(This still isn't my favorite bobsled event. That's the four-man. That's the race which keeps my dream alive of being an Olympic athlete. More on that race when it hits the schedule.)
Last night, I prepared my dinner to be timed for the middle of Olympic coverage. I could sit there at the table and enjoy a fine meal while reveling in the Olympics. The prep was finished, served, I sat down and..."And now we got to Gangneung Arena for the short program in Ice Dancing." Noooooooooo!!! Aghh. So much for a Meal Well Planned. Before I could ruin my appetite, I quickly switched the channel. All that was on was curling, but though I was nearing my fill of that, it was far preferable, especially when trying to eat. Yes, yes, I know -- "But Ice Dancing is So Pretty." And so is the ballet, but it's not an Olympic Sport. I leave the required rhumba to others.

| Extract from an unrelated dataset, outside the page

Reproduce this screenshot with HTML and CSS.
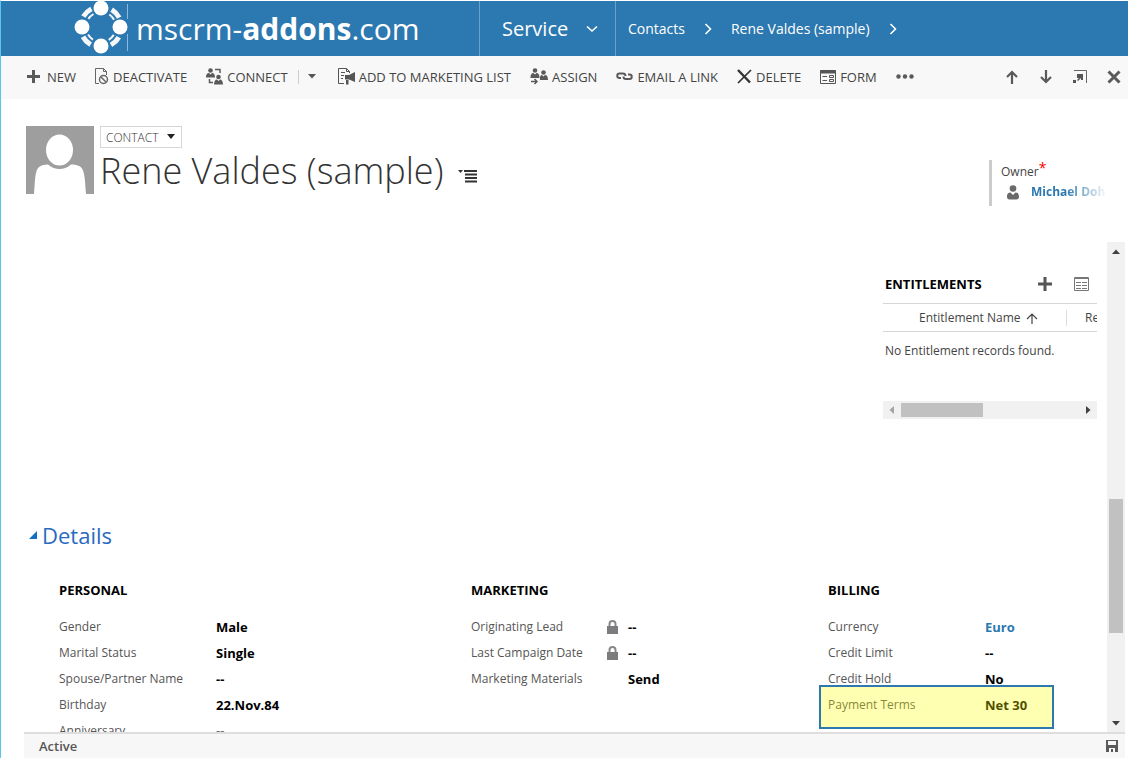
FILE: index.html
```html
<!DOCTYPE html>
<html lang="en">
<head>
    <meta charset="UTF-8">
    <meta name="viewport" content="width=device-width, initial-scale=1.0">
    <title>Contact: Rene Valdes (sample)</title>
    <link rel="stylesheet" href="styles.css">
</head>
<body>
    <header class="topbar">
        <a href="#" class="brand">
            <svg class="brand-logo" width="56" height="55" viewBox="0 0 56 55">
                <g fill="none" stroke="#f4f6f8">
                    <circle cx="27" cy="26" r="20.500" stroke-width="5" stroke-dasharray="11 21.201" stroke-dashoffset="-10.600"/>
                    <circle cx="27" cy="26" r="15" stroke-width="2" stroke-dasharray="7 16.562" stroke-dashoffset="-8.300"/>
                </g>
                <g fill="#fff">
                    <circle cx="27" cy="7" r="7.500"/>
                    <circle cx="8" cy="26" r="7.500"/>
                    <circle cx="46" cy="26" r="7.500"/>
                    <circle cx="27" cy="45" r="7.500"/>
                </g>
                <path d="M53.500 3v15M53.500 33v17" stroke="#8db9da"/>
            </svg>
            <span class="brand-name">mscrm-<b>addons</b>.com</span>
        </a>
        <button class="area">Service
            <svg width="12" height="8" viewBox="0 0 12 8"><path d="M1 1.500l5 4.500 5-4.500" fill="none" stroke="#fff" stroke-width="1.600"/></svg>
        </button>
        <nav class="crumbs">
            <a href="#">Contacts</a>
            <svg width="8" height="12" viewBox="0 0 8 12"><path d="M1.500 1l5 5-5 5" fill="none" stroke="#fff" stroke-width="1.600"/></svg>
            <a href="#">Rene Valdes (sample)</a>
            <svg width="8" height="12" viewBox="0 0 8 12"><path d="M1.500 1l5 5-5 5" fill="none" stroke="#fff" stroke-width="1.600"/></svg>
        </nav>
    </header>

    <div class="commands">
        <button class="cmd cmd-new">
            <svg width="15" height="15" viewBox="0 0 15 15"><path d="M7.500 1v13M1 7.500h13" stroke="#5a5a5a" stroke-width="3"/></svg>
            NEW
        </button>
        <button class="cmd">
            <svg width="14" height="17" viewBox="0 0 14 17" fill="none" stroke="#666">
                <path d="M4 15.500H.5V.5h8l3 3V7M8.500.5v3h3"/>
                <circle cx="8.500" cy="11.500" r="4" stroke-width="1.500"/>
                <path d="M6 9l5 5" stroke-width="1.500"/>
            </svg>
            DEACTIVATE
        </button>
        <button class="cmd">
            <svg width="17" height="17" viewBox="0 0 17 17" fill="#5a5a5a">
                <circle cx="4.500" cy="2.500" r="2.300"/>
                <path d="M0 9.500C0 6 1.500 5 3 5l1.500 1.500L6 5c1.500 0 3 1 3 4.500z"/>
                <circle cx="12.500" cy="9" r="2.300"/>
                <path d="M8 16.500c0-3.500 1.500-5 3-5l1.500 1.500 1.500-1.500c1.500 0 3 1.500 3 5z"/>
                <path d="M9 1.500h5V5M3.500 11v3.500H7" fill="none" stroke="#5a5a5a" stroke-width="1.500"/>
            </svg>
            CONNECT
        </button>
        <button class="cmd-split" aria-label="More connect options">
            <svg width="8" height="5" viewBox="0 0 8 5"><path d="M0 0h8L4 4.500z" fill="#555"/></svg>
        </button>
        <button class="cmd">
            <svg width="17" height="17" viewBox="0 0 17 17">
                <path d="M6 15.500H.5V.5h8l3 3V5M8.500.5v3h3M3 4.500h4M3 7.500h3M3 10.500h2" fill="none" stroke="#555"/>
                <path d="M17 4v10l-6-2.500H7V7h4zM8 12h2.500v4.500H8z" fill="#555"/>
            </svg>
            ADD TO MARKETING LIST
        </button>
        <button class="cmd">
            <svg width="18" height="17" viewBox="0 0 18 17" fill="#5a5a5a">
                <circle cx="5" cy="2.500" r="2.300"/>
                <path d="M.5 10c0-4 1.500-5 3-5L5 6.500 6.500 5c1.500 0 3 1 3 5z"/>
                <circle cx="13.500" cy="4.500" r="2.300"/>
                <path d="M10 12c-.5-3.500.5-5 2-5l1.500 1.500L15 7c1.500 0 3 1 3 5z"/>
                <path d="M1 13.500h5.500M4.500 11l2.500 2.500L4.500 16" fill="none" stroke="#5a5a5a" stroke-width="1.500"/>
            </svg>
            ASSIGN
        </button>
        <button class="cmd">
            <svg width="17" height="9" viewBox="0 0 17 9" fill="none" stroke="#5a5a5a" stroke-width="2">
                <path d="M5 6H3.500a2.200 2.200 0 010-4.500H7c1.500 0 2.500 1 2.500 2.500"/>
                <path d="M12 2.500h1.500a2.200 2.200 0 010 4.500H10C8.500 7 7.500 6 7.500 4.500"/>
            </svg>
            EMAIL A LINK
        </button>
        <button class="cmd">
            <svg width="15" height="15" viewBox="0 0 15 15" fill="none" stroke="#333"><path d="M1 1l12 12.500" stroke-width="2.500"/><path d="M14 1L1 14" stroke-width="1.700"/></svg>
            DELETE
        </button>
        <button class="cmd">
            <svg width="16" height="14" viewBox="0 0 16 14" fill="none" stroke="#555">
                <path d="M.5.5h15v13H.5z"/><path d="M0 2h16" stroke-width="3"/>
                <path d="M2.500 6.500H7M2.500 10.500H7M9.500 5.500h4v2h-4zM9.500 9.500h4v2h-4z"/>
            </svg>
            FORM
        </button>
        <button class="cmd" aria-label="More commands">
            <svg width="18" height="5" viewBox="0 0 18 5" fill="#5a5a5a"><circle cx="2.500" cy="2.500" r="2.200"/><circle cx="9" cy="2.500" r="2.200"/><circle cx="15.500" cy="2.500" r="2.200"/></svg>
        </button>
        <div class="record-nav">
            <button aria-label="Previous record"><svg width="14" height="14" viewBox="0 0 14 14" fill="none" stroke="#5a5a5a" stroke-width="2.200"><path d="M7 14V2M2 7l5-5 5 5"/></svg></button>
            <button aria-label="Next record"><svg width="14" height="14" viewBox="0 0 14 14" fill="none" stroke="#5a5a5a" stroke-width="2.200"><path d="M7 0v12M2 7l5 5 5-5"/></svg></button>
            <button aria-label="Open in new window"><svg width="14" height="14" viewBox="0 0 14 14"><path d="M1 .5h12.500V13" fill="none" stroke="#666"/><path d="M4 4h6v6H8V8l-3 3-1-1 2-2H4zM0 10h3v3H0z" fill="#555"/></svg></button>
            <button aria-label="Close"><svg width="14" height="14" viewBox="0 0 14 14"><path d="M1.500 1.500l11 11M12.500 1.500l-11 11" stroke="#5a5a5a" stroke-width="3"/></svg></button>
        </div>
    </div>

    <main class="record">
        <div class="record-head">
            <svg class="avatar" width="68" height="68" viewBox="0 0 68 68">
                <path d="M0 0h68v68H0z" fill="#9e9e9e"/>
                <ellipse cx="33.500" cy="24" rx="13.500" ry="15.500" fill="#fff"/>
                <path d="M8 68c1-13 1-22 4-26 2-2.500 6-3.500 10-3.500 7 6 16 6 23 0 5 0 9 1 11 4 3 5 3 13 4 25.500z" fill="#fff"/>
            </svg>
            <div class="record-title">
                <div class="entity">
                    <select class="entity-select" aria-label="Form"><option>CONTACT</option></select>
                </div>
                <div class="name-row">
                    <h1>Rene Valdes (sample)</h1>
                    <button class="plain" aria-label="Form sections">
                        <svg width="20" height="14" viewBox="0 0 20 14"><path d="M0 1h5L2.500 4z" fill="#333"/><path d="M6 2h13M7 5.500h12M7 9h12M7 12.500h12" stroke="#333" stroke-width="2"/></svg>
                    </button>
                </div>
            </div>
            <div class="owner">
                <div class="owner-label">Owner<span class="required">*</span></div>
                <div class="owner-value">
                    <svg width="12" height="15" viewBox="0 0 12 15" fill="#6a6a6a"><circle cx="6" cy="3.500" r="3.300"/><path d="M0 12c0-3.500 1.500-4.500 3.500-4.500L6 10l2.500-2.500c2 0 3.500 1 3.500 4.500 0 1.500-1 2.500-2.500 2.500h-7C1 14.500 0 13.500 0 12z"/></svg>
                    <a href="#">Michael Doh</a>
                </div>
            </div>
        </div>

        <div class="scroll-area">
            <div class="form-body">
                <section class="entitlements">
                    <div class="grid-head">
                        <h3>ENTITLEMENTS</h3>
                        <button class="plain" aria-label="Add entitlement"><svg width="14" height="14" viewBox="0 0 14 14"><path d="M7 0v14M0 7h14" stroke="#555" stroke-width="3"/></svg></button>
                        <button class="plain" aria-label="Open view"><svg width="15" height="14" viewBox="0 0 15 14" fill="none" stroke="#777"><path d="M.5.5h14v13H.5zM0 1.500h15M2 5.500h5M8 5.500h5M2 8.500h5M8 8.500h5M2 11.500h5M8 11.500h5"/></svg></button>
                    </div>
                    <div class="grid-view">
                        <table>
                            <thead>
                                <tr>
                                    <th class="col-name">Entitlement Name <svg width="12" height="11" viewBox="0 0 12 11"><path d="M6 11V1M1 6l5-5 5 5" fill="none" stroke="#444" stroke-width="1.200"/></svg></th>
                                    <th class="col-rest">Re</th>
                                </tr>
                            </thead>
                            <tbody>
                                <tr><td colspan="2">No Entitlement records found.</td></tr>
                            </tbody>
                        </table>
                    </div>
                    <div class="hscroll">
                        <svg width="18" height="18" viewBox="0 0 18 18"><path d="M11 5v8L6.500 9z" fill="#a3a3a3"/></svg>
                        <div class="hscroll-track"><div class="hscroll-thumb"></div></div>
                        <svg width="18" height="18" viewBox="0 0 18 18"><path d="M7 5v8l4.500-4z" fill="#404040"/></svg>
                    </div>
                </section>

                <h2><svg width="8" height="8" viewBox="0 0 8 8"><path d="M8 0v8H0z" fill="#1070c8"/></svg>Details</h2>

                <div class="columns">
                    <section>
                        <h3>PERSONAL</h3>
                        <dl>
                            <div class="field"><dt>Gender</dt><dd>Male</dd></div>
                            <div class="field"><dt>Marital Status</dt><dd>Single</dd></div>
                            <div class="field"><dt>Spouse/Partner Name</dt><dd>--</dd></div>
                            <div class="field"><dt>Birthday</dt><dd>22.Nov.84</dd></div>
                            <div class="field"><dt>Anniversary</dt><dd>--</dd></div>
                        </dl>
                    </section>
                    <section>
                        <h3>MARKETING</h3>
                        <dl>
                            <div class="field"><dt>Originating Lead <svg class="lock" width="11" height="14" viewBox="0 0 11 14"><path d="M2.500 7V4a3 3 0 016 0v3" fill="none" stroke="#888" stroke-width="2"/><path d="M0 6h11v8H0z" fill="#7c7c7f"/></svg></dt><dd>--</dd></div>
                            <div class="field"><dt>Last Campaign Date <svg class="lock" width="11" height="14" viewBox="0 0 11 14"><path d="M2.500 7V4a3 3 0 016 0v3" fill="none" stroke="#888" stroke-width="2"/><path d="M0 6h11v8H0z" fill="#7c7c7f"/></svg></dt><dd>--</dd></div>
                            <div class="field"><dt>Marketing Materials</dt><dd>Send</dd></div>
                        </dl>
                    </section>
                    <section>
                        <h3>BILLING</h3>
                        <dl>
                            <div class="field"><dt>Currency</dt><dd><a href="#">Euro</a></dd></div>
                            <div class="field"><dt>Credit Limit</dt><dd>--</dd></div>
                            <div class="field"><dt>Credit Hold</dt><dd>No</dd></div>
                            <div class="field marked"><dt>Payment Terms</dt><dd>Net 30</dd></div>
                        </dl>
                    </section>
                </div>
            </div>
            <div class="vscroll">
                <svg width="18" height="18" viewBox="0 0 18 18"><path d="M5 12h8L9 7.500z" fill="#404040"/></svg>
                <div class="vscroll-track"><div class="vscroll-thumb"></div></div>
                <svg width="18" height="18" viewBox="0 0 18 18"><path d="M5 7h8l-4 4.500z" fill="#404040"/></svg>
            </div>
        </div>
    </main>

    <footer class="statusbar">
        <span>Active</span>
        <button class="plain" aria-label="Save"><svg width="12" height="12" viewBox="0 0 12 12"><path d="M0 0h12v12H0z" fill="#5a5a5a"/><path d="M2 1h8v4H2zM3 8h6v4H7V9H5v3H3z" fill="#f7f7f7"/></svg></button>
    </footer>
</body>
</html>
```
FILE: styles.css
```css
*{
    box-sizing: border-box;
}
body{
    margin: 0;
    height: 100vh;
    display: flex;
    flex-direction: column;
    overflow: hidden;
    border-top: 1px solid #fff;
    border-left: 1px solid #5bc5ea;
    font-family: "Open Sans", "Noto Sans", sans-serif;
    font-size: 12px;
    line-height: 16px;
    color: #444;
    background-color: #fff;
}
h1, h2, h3, dl, dd{
    margin: 0;
}
a{
    color: #2c78b0;
    text-decoration: none;
}
button{
    display: flex;
    align-items: center;
    border: 0;
    padding: 0;
    background: none;
    font: inherit;
    color: inherit;
}
svg{
    flex: none;
}

/* top bar */
.topbar{
    display: flex;
    flex: none;
    height: 55px;
    background-color: #2c78b0;
    color: #fff;
}
.topbar a{
    color: #fff;
}
.brand{
    display: flex;
    align-items: center;
    width: 478px;
    padding-left: 73px;
}
.brand-name{
    padding-left: 6px;
    font-size: 30px;
    line-height: 40px;
}
.area{
    justify-content: space-between;
    width: 137px;
    padding: 0 17px 0 22px;
    border-left: 1px solid #6ba3cb;
    border-right: 1px solid #6ba3cb;
    font-size: 20px;
}
.crumbs{
    display: flex;
    align-items: center;
    gap: 19px;
    padding-left: 12px;
    font-size: 14px;
}

/* command bar */
.commands{
    display: flex;
    flex: none;
    align-items: center;
    gap: 19px;
    height: 43px;
    padding: 0 7px 2px 25px;
    background-color: #f8f8f8;
    font-size: 13px;
}
.cmd{
    gap: 4px;
    white-space: nowrap;
}
.cmd-new{
    gap: 6px;
}
.cmd-split{
    height: 14px;
    margin: 0 3px 0 -9px;
    padding-left: 9px;
    border-left: 1px solid #ccc;
}
.record-nav{
    display: flex;
    gap: 20px;
    margin-left: auto;
}

/* record header */
.record{
    display: flex;
    flex-direction: column;
    flex: 1;
    min-height: 0;
}
.record-head{
    display: flex;
    flex: none;
    height: 143px;
    padding: 27px 20px 0 25px;
}
.record-title{
    padding-left: 6px;
}
.entity{
    position: relative;
    width: 82px;
    height: 22px;
}
.entity::after{
    content: "";
    position: absolute;
    top: 8px;
    right: 7px;
    border: 4px solid transparent;
    border-top: 5px solid #222;
    border-bottom: 0;
    pointer-events: none;
}
.entity-select{
    appearance: none;
    width: 82px;
    height: 22px;
    padding: 0 5px;
    border: 1px solid #d6d6d6;
    border-radius: 0;
    background: #fff;
    font-family: inherit;
    font-size: 12px;
    font-weight: 300;
    color: #333;
}
.name-row{
    display: flex;
    align-items: center;
    gap: 15px;
}
.name-row .plain{
    padding-top: 9px;
}
h1{
    font-size: 36px;
    line-height: 46px;
    font-weight: 300;
    color: #333;
    white-space: nowrap;
}
.owner{
    width: 119px;
    height: 46px;
    margin: 34px 0 0 auto;
    padding: 4px 0 0 9px;
    border-left: 3px solid #ccc;
}
.owner-label{
    display: flex;
    line-height: 16px;
}
.required{
    margin-top: -4px;
    font-size: 14px;
    color: #f00;
}
.owner-value{
    display: flex;
    align-items: center;
    gap: 12px;
    padding: 4px 0 0 6px;
    font-weight: 700;
    white-space: nowrap;
    overflow: hidden;
    -webkit-mask-image: linear-gradient(to right, #000 60%, transparent);
    mask-image: linear-gradient(to right, #000 60%, transparent);
}

/* scrolling form */
.scroll-area{
    display: flex;
    flex: 1;
    min-height: 0;
    padding-right: 3px;
}
.form-body{
    flex: 1;
    min-width: 0;
    margin-right: 10px;
    padding: 32px 0 0 25px;
    overflow: hidden;
}
h3{
    font-size: 13px;
    line-height: 20px;
    font-weight: 700;
    color: #000;
}
.entitlements{
    width: 214px;
    margin-left: auto;
}
.grid-head{
    display: flex;
    align-items: center;
    gap: 22px;
    height: 29px;
    padding: 0 8px 9px 2px;
}
.grid-head h3{
    margin-right: auto;
}
.grid-view{
    height: 98px;
    overflow: hidden;
}
table{
    width: 300px;
    border-collapse: collapse;
    table-layout: fixed;
}
th{
    height: 28px;
    padding: 0;
    border-top: 1px solid #d6d6d6;
    border-bottom: 1px solid #d6d6d6;
    font-weight: 400;
    text-align: left;
}
th svg{
    margin-left: 2px;
    vertical-align: middle;
}
.col-name{
    width: 184px;
    padding-left: 36px;
    background: linear-gradient(#ddd, #ddd) right center / 1px 16px no-repeat;
}
.col-rest{
    padding-left: 18px;
}
td{
    padding: 11px 2px;
}
.hscroll{
    display: flex;
    height: 18px;
    background-color: #f1f1f1;
}
.hscroll-track{
    flex: 1;
    padding: 2px 0;
}
.hscroll-thumb{
    width: 46%;
    height: 14px;
    background-color: #c1c1c1;
}
h2{
    display: flex;
    align-items: center;
    gap: 5px;
    margin-top: 100px;
    padding-left: 3px;
    font-size: 22px;
    line-height: 32px;
    font-weight: 400;
    color: #2a6ac0;
}
.columns{
    display: grid;
    grid-template-columns: 412fr 357fr 269fr;
    margin-top: 29px;
    padding-left: 33px;
}
dl{
    padding-top: 14px;
}
.field{
    position: relative;
    display: flex;
    height: 26px;
    line-height: 26px;
}
dt{
    display: flex;
    align-items: center;
    width: 147px;
    margin-right: 10px;
    padding-right: 20px;
    white-space: nowrap;
    color: #555;
}
dt:has(.lock){
    padding-right: 0;
}
.lock{
    margin-left: auto;
}
dd{
    font-size: 13px;
    line-height: 26px;
    font-weight: 700;
    color: #000;
}
.marked::after{
    content: "";
    position: absolute;
    top: -7px;
    left: -9px;
    width: 231px;
    height: 40px;
    border: 2px solid #2c78b0;
    background-color: rgba(255, 255, 0, 0.3);
}
.vscroll{
    display: flex;
    flex-direction: column;
    width: 18px;
    background-color: #f1f1f1;
}
.vscroll-track{
    display: flex;
    flex-direction: column;
    flex: 1;
    padding: 0 2px;
}
.vscroll-thumb{
    height: 134px;
    margin-top: auto;
    margin-bottom: 81px;
    background-color: #c1c1c1;
}

/* status bar */
.statusbar{
    display: flex;
    flex: none;
    align-items: center;
    justify-content: space-between;
    height: 26px;
    margin: 0 3px 0 23px;
    padding: 0 7px 0 15px;
    border-top: 2px solid #dedede;
    background-color: #f7f7f7;
    font-size: 13px;
    font-weight: 600;
    color: #555;
}
```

I was wary of watching today's "Olympic Ice," the hour-long segment of NBCsports that opens their 4 PM (Los Angeles time) broadcast and discusses All Things Skating when there's a competition on. And fulfilling my fears, they opened with ice dancing and spent 20 minutes on it. But then they moved on -- well, temporarily, shifting back to it later and there was an absolutely wonderful conversation with host Liam McHugh, Scott Hamilton and Brian Orser. Gold Medalist Hamilton and two-time Silver Medalist Orser of Canada were long-time competitors, but also clearly close friends of many decades, having performed together in ice shows for 17 years. And the friendship and rivalry came through joyfully. Mostly, they talked about Orser's move into coaching and his great success there, notably this year as coach of the Gold Medalist Yuzuru Hanyu of Japan AND the Silver Medalist, Javier Fernandez of Spain. He handles other skaters, as well, and talked about the challenge of dealing with different personalities and different cultures, saying the only way to make it work is focus on them for who they are, noting that Hanyu and Fernandez couldn't be more different. Hanyu, he said, is a little "spoiled," living at home, and having people doing things for him. Fernandez though lives on his own, makes his own meals and has his own social life -- and then Orser rolled his eyes and said, "Don't ask me about his social life." But it was the personal conversation between Hamilton and Orser that was so good, talking about being rivals, and some of that even still came through, especially on Orser's part (when talking about moves they did and gamesmanship, adding "You want to go now?"), though very warmly and good-naturedly. And then the show went back to ice dancing. Sigh.
Speaking as we were just above about curling -- given how much NBC has been showing, most on CNBC to the extent that I think the first "C" now stands for curling, I'm really surprised that they don't regularly have a short video to show that explains the rules. Perhaps they have such a video, but if so they may have shown in once and that was it. Maybe their feeling is that anyone who watches curling already knows the rules. And the point. But if so, that's a deeply flawed theory, since the audience of curling aficionados must be very tiny by TV standards, I'm sure. By periodically explaining what in the world is actually going on and why on earth the players are doing this (other than to get the beer afterwards), they might actually draw more viewers. In comparison, when NBC broadcasts ski jumping -- a sport pretty easy to figure out: jump, see how far you go before you land -- they have a graphic that shows how high the hill is in relation to the Statue of Liberty, and I've seen that four times already.
The women's hockey team -- another of my faves -- beat Finland handily, 5-0, last night and moved to the Gold Medal game which will be played on Wednesday. The game was close (2-0) in the second period, when the Americans blew it open when they had a two-person advantage due to penalties, and scored twice in about a 30-second span. They'd been doing badly this Olympics when having a penalty advantage, converting only 1 of 12. But having the two-person advantage was what they needed to break the ice. No pun intended. (For those who don't follow hockey, the team didn't have a two-person advantage for the full two minutes -- when the first goal was scored, Finland could bring one play back from the penalty box.)